NPR/PBS poll finds just 20% of Americans approve of Trump's handling of Epstein matter

Update November 18, 2025: The House of Representatives voted to release the Epstein files by a 427 to 1 margin. It now goes to the Senate. The measure passed overwhelming after Pres. Trump withdrew his opposition once enough members had pledged support to assure passage.
By Alexander J. Schorr
Image: Best Friends Forever sculpture of Donald Trump and Jeffrey Epstein
November 17, 2025 -- In a surprise reversal, President Trump announced approval of the upcoming Congressional vote to release Justice Department documents and data related to convicted sex offender Jeffery Epstein. “We’ll give them everything,” said Trump, who said he would sign a bill to release the “complete” stock of Epstein files if it ends up on his desk.
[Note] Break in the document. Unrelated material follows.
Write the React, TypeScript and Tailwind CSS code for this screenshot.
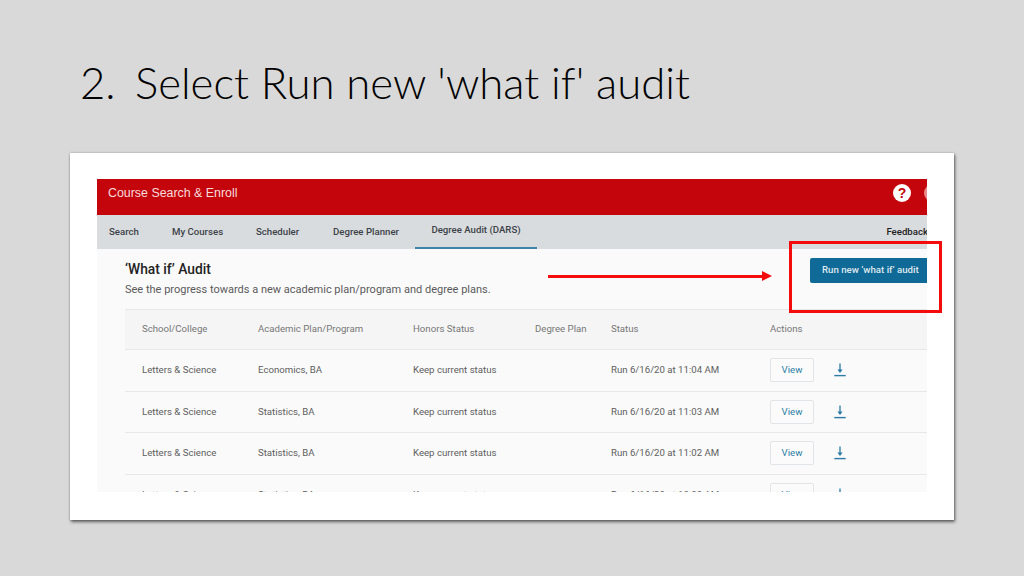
const tabs = [
  { label: "Search", className: "w-[75px] pl-3" },
  { label: "My Courses", className: "w-[84px]" },
  { label: "Scheduler", className: "w-[77px]" },
  { label: "Degree Planner", className: "w-[82px]" },
];

const rows = [
  { plan: "Economics, BA", status: "Run 6/16/20 at 11:04 AM" },
  { plan: "Statistics, BA", status: "Run 6/16/20 at 11:03 AM" },
  { plan: "Statistics, BA", status: "Run 6/16/20 at 11:02 AM" },
  { plan: "Statistics, BA", status: "Run 6/16/20 at 10:00 AM" },
];

const gridCols = "grid grid-cols-[116px_155px_122px_76px_159px_1fr] items-center pl-[17px]";

function DownloadIcon() {
  return (
    <svg width="12" height="14" viewBox="0 0 12 14" className="text-[#2a7ca6]">
      <path d="M6 0.5V9" stroke="currentColor" strokeWidth="1.3" fill="none" />
      <path d="M3.4 6.6L6 10L8.6 6.6Z" fill="currentColor" />
      <path d="M0.3 12.6H11.7" stroke="currentColor" strokeWidth="1.4" fill="none" />
    </svg>
  );
}

function AuditRow({ plan, status }: { plan: string; status: string }) {
  return (
    <div className={`${gridCols} h-[41.5px] shrink-0 border-b border-[#e6e8e9] text-[9.65px] text-[#5e5e5e]`}>
      <span>Letters &amp; Science</span>
      <span>{plan}</span>
      <span>Keep current status</span>
      <span />
      <span>{status}</span>
      <div className="flex items-center gap-[20px]">
        <div className="flex h-6 w-11 items-center justify-center rounded-[2px] border border-[#e2e5e7] bg-[#fbfbfb] text-[#2a7ca6]">
          View
        </div>
        <DownloadIcon />
      </div>
    </div>
  );
}

export default function App() {
  return (
    <div className="flex h-[576px] w-[1024px] flex-col overflow-hidden bg-[#d9d9d9] font-['Roboto',sans-serif]">
      <h1 className="flex h-[153px] pl-20 pt-[52px] font-['Lato',sans-serif] text-[43.7px] font-light leading-[60px] whitespace-pre text-[#000]">
        <span className="w-[55px]">2.</span>
        <span>Select Run new 'what if' audit</span>
      </h1>

      <div className="relative ml-[70px] h-[367px] w-[884px] bg-white pl-[27px] pt-[26px] shadow-[1px_2px_3px_rgba(0,0,0,0.55),0_0_2px_rgba(0,0,0,0.25)]">
        <div className="flex h-[313px] w-[830px] flex-col overflow-hidden bg-[#fafafa]">
          <div className="flex h-9 shrink-0 items-center justify-between overflow-hidden bg-[#c5050c] pb-2 pl-[11px] font-['Liberation_Sans',sans-serif] text-[12.4px] text-[#f6dcdc]">
            <span>Course Search &amp; Enroll</span>
            <div className="mr-[-15px] flex items-center gap-[13px]">
              <div className="flex h-[18px] w-[18px] items-center justify-center rounded-full bg-white text-[14px] font-bold text-[#c5050c]">
                ?
              </div>
              <div className="h-[18px] w-[18px] rounded-full bg-[#e88a8a]" />
            </div>
          </div>

          <div className="flex h-[34px] shrink-0 items-center justify-between bg-[#d9dcdf] text-[9.65px] font-medium text-[#3c4247]">
            <div className="flex h-full items-center">
              {tabs.map((tab) => (
                <span key={tab.label} className={tab.className}>
                  {tab.label}
                </span>
              ))}
              <span className="flex h-full w-[122px] items-center justify-center border-b-2 border-[#3d84a8] pb-px">
                Degree Audit (DARS)
              </span>
            </div>
            <span className="mr-[-1px] text-[#222]">Feedback</span>
          </div>

          <div className="flex h-[60px] shrink-0 justify-between pl-7">
            <div className="pt-[11px]">
              <div className="text-[13.8px] font-medium leading-[18px] text-[#222]">‘What if’ Audit</div>
              <div className="mt-[5px] text-[11px] leading-[14px] text-[#5a5a5a]">
                See the progress towards a new academic plan/program and degree plans.
              </div>
            </div>
            <div className="mr-[-4px] mt-[9px] flex h-[25px] w-[121px] items-center rounded-[2px] bg-[#0f6a97] pl-3 text-[9.65px] font-medium text-[#dfe9ef]">
              Run new ‘what if’ audit
            </div>
          </div>

          <div className="ml-7 flex flex-col">
            <div className={`${gridCols} h-[41px] shrink-0 border-y border-[#e6e8e9] bg-[#f5f5f5] text-[9.65px] text-[#777]`}>
              <span>School/College</span>
              <span>Academic Plan/Program</span>
              <span>Honors Status</span>
              <span>Degree Plan</span>
              <span>Status</span>
              <span>Actions</span>
            </div>
            {rows.map((row) => (
              <AuditRow key={row.status} plan={row.plan} status={row.status} />
            ))}
          </div>
        </div>

        {/* annotations drawn over the screenshot */}
        <div className="absolute left-[478px] top-[118px] flex items-center">
          <div className="h-[3px] w-[214px] bg-[#f40b0b]" />
          <div className="h-0 w-0 border-y-[5px] border-l-[10px] border-y-transparent border-l-[#f40b0b]" />
        </div>
        <div className="absolute left-[719px] top-[88px] h-[72px] w-[153px] border-[3px] border-[#f40b0b]" />
      </div>
    </div>
  );
}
Trump has been avoiding the press about newly released emails connecting him to Epstein’s criminal sex trafficking of young girls. Trump’s name appeared at least 1,500 times in documents from the estate of Jeffrey Epstein made public last week in the US Congress, according to CBS News.
Democrats on the House Oversight Committee released three emails referencing Trump, including one Epstein wrote in 2011 in which he told his confidant Ghislaine Maxwell that Trump had “spent hours” at Epstein’s house with one of Epstein’s trafficking victims. Documents indicate that Epstein and his associate Ghislaine Maxwell discussed Trump frequently in newly released emails between 2011 and 2019.
“Of course he knew about the girls as he asked Ghislaine to stop,” Epstein wrote in an email to author Michael Wolff on Jan. 31, 2019, the Miami Herald reports. If Trump had knowledge of Epstein's abuse and trafficking of under-age girls, however, he apparently never reported it to law enforcement.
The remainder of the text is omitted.